ESGNN: Towards Equivariant Scene Graph Neural Network for 3D Scene Understanding
Quang P. M. Pham, Khoi T. N. Nguyen, Lan C. Ngo, Truong Do, Truong Son Hy
TL;DR
The paper tackles robust 3D scene graph generation from point clouds by preserving geometric symmetry through an Equivariant Graph Neural Network (ESGNN). ESGNN combines FAN-GCL attention with EGCL-based equivariant message passing to maintain $E(n)$-equivariance, enabling stable representations under rotations and translations with fewer layers and lower computational costs. Using PointNet-based segment encoders and a neighbor graph, ESGNN achieves faster convergence and improved relation prediction on 3DSSG/3RScan benchmarks, including unseen triplets, while remaining compatible with existing frameworks. This approach holds practical significance for real-time 3D scene understanding in robotics and computer vision, facilitating robust perception with efficient resource use and potential for image-guided extensions.
Abstract
Scene graphs have been proven to be useful for various scene understanding tasks due to their compact and explicit nature.
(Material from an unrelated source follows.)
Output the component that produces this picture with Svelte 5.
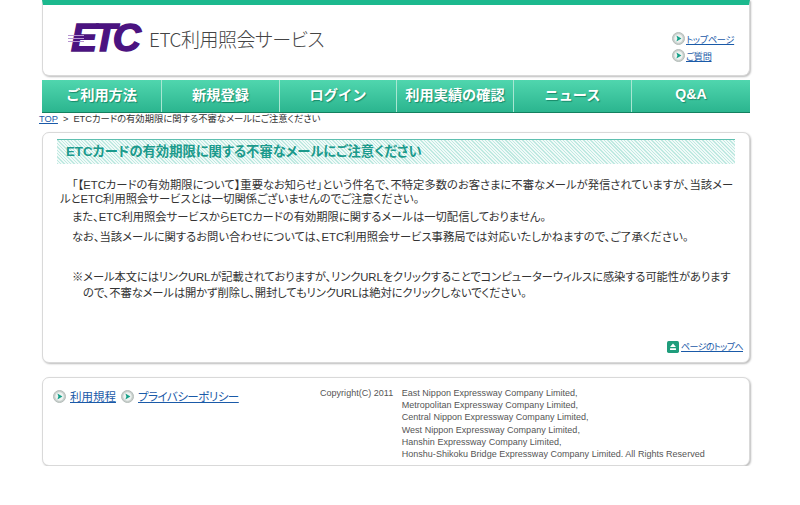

However, existing approaches often neglect the importance of maintaining the symmetry-preserving property when generating scene graphs from 3D point clouds. This oversight can diminish the accuracy and robustness of the resulting scene graphs, especially when handling noisy, multi-view 3D data. This work, to the best of our knowledge, is the first to implement an Equivariant Graph Neural Network in semantic scene graph generation from 3D point clouds for scene understanding. Our proposed method, ESGNN, outperforms existing state-of-the-art approaches, demonstrating a significant improvement in scene estimation with faster convergence. ESGNN demands low computational resources and is easy to implement from available frameworks, paving the way for real-time applications such as robotics and computer vision.